Material provided:
** start **

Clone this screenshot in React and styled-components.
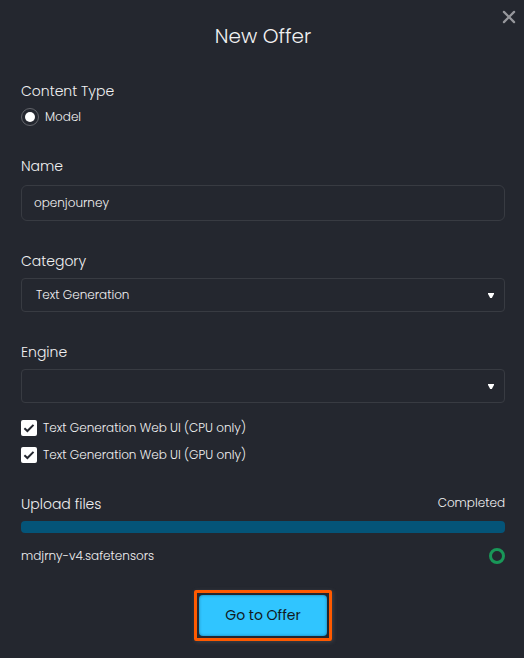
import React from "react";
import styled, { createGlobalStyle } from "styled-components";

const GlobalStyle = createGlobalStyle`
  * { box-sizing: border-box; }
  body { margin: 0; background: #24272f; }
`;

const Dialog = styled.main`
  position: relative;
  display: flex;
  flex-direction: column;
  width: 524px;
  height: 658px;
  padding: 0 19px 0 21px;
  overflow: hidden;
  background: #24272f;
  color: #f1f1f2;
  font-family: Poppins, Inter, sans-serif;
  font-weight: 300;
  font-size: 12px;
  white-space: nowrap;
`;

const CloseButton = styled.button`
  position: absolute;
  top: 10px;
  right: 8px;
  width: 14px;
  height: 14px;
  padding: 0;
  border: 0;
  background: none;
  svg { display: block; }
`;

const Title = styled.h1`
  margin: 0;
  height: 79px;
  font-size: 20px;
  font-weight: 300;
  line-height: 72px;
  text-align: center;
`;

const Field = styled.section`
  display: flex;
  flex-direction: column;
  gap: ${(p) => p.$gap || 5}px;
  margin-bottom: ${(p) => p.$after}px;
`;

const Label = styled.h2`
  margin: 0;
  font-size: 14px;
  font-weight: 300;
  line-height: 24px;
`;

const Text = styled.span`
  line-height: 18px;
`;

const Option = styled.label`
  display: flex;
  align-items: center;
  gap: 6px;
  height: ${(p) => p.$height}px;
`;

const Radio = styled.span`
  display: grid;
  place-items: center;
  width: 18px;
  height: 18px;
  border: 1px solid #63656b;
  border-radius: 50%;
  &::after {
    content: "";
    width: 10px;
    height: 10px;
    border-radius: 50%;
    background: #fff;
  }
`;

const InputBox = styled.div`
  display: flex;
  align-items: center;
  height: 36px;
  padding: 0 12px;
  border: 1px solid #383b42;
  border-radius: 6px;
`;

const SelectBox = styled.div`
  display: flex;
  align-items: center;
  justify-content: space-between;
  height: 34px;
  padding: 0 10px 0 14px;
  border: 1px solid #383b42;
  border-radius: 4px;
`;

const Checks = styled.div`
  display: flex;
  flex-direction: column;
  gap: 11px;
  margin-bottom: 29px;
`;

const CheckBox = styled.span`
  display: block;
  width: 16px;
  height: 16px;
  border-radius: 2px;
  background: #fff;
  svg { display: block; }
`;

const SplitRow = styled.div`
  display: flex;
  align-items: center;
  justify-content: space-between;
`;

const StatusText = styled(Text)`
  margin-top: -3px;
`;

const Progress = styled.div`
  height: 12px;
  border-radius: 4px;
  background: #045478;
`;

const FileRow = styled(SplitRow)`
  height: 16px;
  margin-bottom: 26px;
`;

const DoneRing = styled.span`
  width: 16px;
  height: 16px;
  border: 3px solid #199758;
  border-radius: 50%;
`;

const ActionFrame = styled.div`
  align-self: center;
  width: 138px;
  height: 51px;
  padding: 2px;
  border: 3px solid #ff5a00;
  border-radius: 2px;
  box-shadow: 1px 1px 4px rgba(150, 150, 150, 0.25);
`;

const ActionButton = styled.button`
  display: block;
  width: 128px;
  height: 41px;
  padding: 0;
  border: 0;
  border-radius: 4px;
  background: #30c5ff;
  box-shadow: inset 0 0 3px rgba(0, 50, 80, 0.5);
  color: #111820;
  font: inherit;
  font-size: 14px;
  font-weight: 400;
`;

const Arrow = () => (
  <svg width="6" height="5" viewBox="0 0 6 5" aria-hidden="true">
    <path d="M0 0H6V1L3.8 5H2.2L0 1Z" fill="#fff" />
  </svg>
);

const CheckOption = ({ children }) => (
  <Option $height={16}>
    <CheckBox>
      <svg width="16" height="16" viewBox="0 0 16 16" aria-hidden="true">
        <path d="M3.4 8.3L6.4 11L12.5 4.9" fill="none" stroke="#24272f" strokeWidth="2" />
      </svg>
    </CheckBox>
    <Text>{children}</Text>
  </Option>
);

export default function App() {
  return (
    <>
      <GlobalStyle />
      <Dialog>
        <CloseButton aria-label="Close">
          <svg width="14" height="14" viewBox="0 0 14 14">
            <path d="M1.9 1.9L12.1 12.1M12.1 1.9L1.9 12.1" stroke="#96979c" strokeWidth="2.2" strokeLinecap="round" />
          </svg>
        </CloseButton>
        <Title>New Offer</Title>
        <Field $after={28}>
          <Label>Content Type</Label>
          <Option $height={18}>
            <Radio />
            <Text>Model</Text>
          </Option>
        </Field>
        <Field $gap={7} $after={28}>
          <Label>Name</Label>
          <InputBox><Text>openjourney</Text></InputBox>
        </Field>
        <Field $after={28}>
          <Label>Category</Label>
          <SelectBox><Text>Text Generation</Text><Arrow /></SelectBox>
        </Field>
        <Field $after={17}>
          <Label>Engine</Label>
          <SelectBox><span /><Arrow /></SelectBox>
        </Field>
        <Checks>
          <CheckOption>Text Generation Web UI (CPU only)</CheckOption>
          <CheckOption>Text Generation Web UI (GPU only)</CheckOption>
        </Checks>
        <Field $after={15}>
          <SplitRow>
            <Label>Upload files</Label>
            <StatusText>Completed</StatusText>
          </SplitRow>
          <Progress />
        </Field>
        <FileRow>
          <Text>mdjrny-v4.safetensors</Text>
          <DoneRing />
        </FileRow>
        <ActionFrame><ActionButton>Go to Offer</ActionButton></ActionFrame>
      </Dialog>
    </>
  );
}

** end **

What you will do:
Word for word, quote the full listing, omitting every picture.

Completed exercise:
Clone this screenshot in React and styled-components.
import React from "react";
import styled, { createGlobalStyle } from "styled-components";

const GlobalStyle = createGlobalStyle`
  * { box-sizing: border-box; }
  body { margin: 0; background: #24272f; }
`;

const Dialog = styled.main`
  position: relative;
  display: flex;
  flex-direction: column;
  width: 524px;
  height: 658px;
  padding: 0 19px 0 21px;
  overflow: hidden;
  background: #24272f;
  color: #f1f1f2;
  font-family: Poppins, Inter, sans-serif;
  font-weight: 300;
  font-size: 12px;
  white-space: nowrap;
`;

const CloseButton = styled.button`
  position: absolute;
  top: 10px;
  right: 8px;
  width: 14px;
  height: 14px;
  padding: 0;
  border: 0;
  background: none;
  svg { display: block; }
`;

const Title = styled.h1`
  margin: 0;
  height: 79px;
  font-size: 20px;
  font-weight: 300;
  line-height: 72px;
  text-align: center;
`;

const Field = styled.section`
  display: flex;
  flex-direction: column;
  gap: ${(p) => p.$gap || 5}px;
  margin-bottom: ${(p) => p.$after}px;
`;

const Label = styled.h2`
  margin: 0;
  font-size: 14px;
  font-weight: 300;
  line-height: 24px;
`;

const Text = styled.span`
  line-height: 18px;
`;

const Option = styled.label`
  display: flex;
  align-items: center;
  gap: 6px;
  height: ${(p) => p.$height}px;
`;

const Radio = styled.span`
  display: grid;
  place-items: center;
  width: 18px;
  height: 18px;
  border: 1px solid #63656b;
  border-radius: 50%;
  &::after {
    content: "";
    width: 10px;
    height: 10px;
    border-radius: 50%;
    background: #fff;
  }
`;

const InputBox = styled.div`
  display: flex;
  align-items: center;
  height: 36px;
  padding: 0 12px;
  border: 1px solid #383b42;
  border-radius: 6px;
`;

const SelectBox = styled.div`
  display: flex;
  align-items: center;
  justify-content: space-between;
  height: 34px;
  padding: 0 10px 0 14px;
  border: 1px solid #383b42;
  border-radius: 4px;
`;

const Checks = styled.div`
  display: flex;
  flex-direction: column;
  gap: 11px;
  margin-bottom: 29px;
`;

const CheckBox = styled.span`
  display: block;
  width: 16px;
  height: 16px;
  border-radius: 2px;
  background: #fff;
  svg { display: block; }
`;

const SplitRow = styled.div`
  display: flex;
  align-items: center;
  justify-content: space-between;
`;

const StatusText = styled(Text)`
  margin-top: -3px;
`;

const Progress = styled.div`
  height: 12px;
  border-radius: 4px;
  background: #045478;
`;

const FileRow = styled(SplitRow)`
  height: 16px;
  margin-bottom: 26px;
`;

const DoneRing = styled.span`
  width: 16px;
  height: 16px;
  border: 3px solid #199758;
  border-radius: 50%;
`;

const ActionFrame = styled.div`
  align-self: center;
  width: 138px;
  height: 51px;
  padding: 2px;
  border: 3px solid #ff5a00;
  border-radius: 2px;
  box-shadow: 1px 1px 4px rgba(150, 150, 150, 0.25);
`;

const ActionButton = styled.button`
  display: block;
  width: 128px;
  height: 41px;
  padding: 0;
  border: 0;
  border-radius: 4px;
  background: #30c5ff;
  box-shadow: inset 0 0 3px rgba(0, 50, 80, 0.5);
  color: #111820;
  font: inherit;
  font-size: 14px;
  font-weight: 400;
`;

const Arrow = () => (
  <svg width="6" height="5" viewBox="0 0 6 5" aria-hidden="true">
    <path d="M0 0H6V1L3.8 5H2.2L0 1Z" fill="#fff" />
  </svg>
);

const CheckOption = ({ children }) => (
  <Option $height={16}>
    <CheckBox>
      <svg width="16" height="16" viewBox="0 0 16 16" aria-hidden="true">
        <path d="M3.4 8.3L6.4 11L12.5 4.9" fill="none" stroke="#24272f" strokeWidth="2" />
      </svg>
    </CheckBox>
    <Text>{children}</Text>
  </Option>
);

export default function App() {
  return (
    <>
      <GlobalStyle />
      <Dialog>
        <CloseButton aria-label="Close">
          <svg width="14" height="14" viewBox="0 0 14 14">
            <path d="M1.9 1.9L12.1 12.1M12.1 1.9L1.9 12.1" stroke="#96979c" strokeWidth="2.2" strokeLinecap="round" />
          </svg>
        </CloseButton>
        <Title>New Offer</Title>
        <Field $after={28}>
          <Label>Content Type</Label>
          <Option $height={18}>
            <Radio />
            <Text>Model</Text>
          </Option>
        </Field>
        <Field $gap={7} $after={28}>
          <Label>Name</Label>
          <InputBox><Text>openjourney</Text></InputBox>
        </Field>
        <Field $after={28}>
          <Label>Category</Label>
          <SelectBox><Text>Text Generation</Text><Arrow /></SelectBox>
        </Field>
        <Field $after={17}>
          <Label>Engine</Label>
          <SelectBox><span /><Arrow /></SelectBox>
        </Field>
        <Checks>
          <CheckOption>Text Generation Web UI (CPU only)</CheckOption>
          <CheckOption>Text Generation Web UI (GPU only)</CheckOption>
        </Checks>
        <Field $after={15}>
          <SplitRow>
            <Label>Upload files</Label>
            <StatusText>Completed</StatusText>
          </SplitRow>
          <Progress />
        </Field>
        <FileRow>
          <Text>mdjrny-v4.safetensors</Text>
          <DoneRing />
        </FileRow>
        <ActionFrame><ActionButton>Go to Offer</ActionButton></ActionFrame>
      </Dialog>
    </>
  );
}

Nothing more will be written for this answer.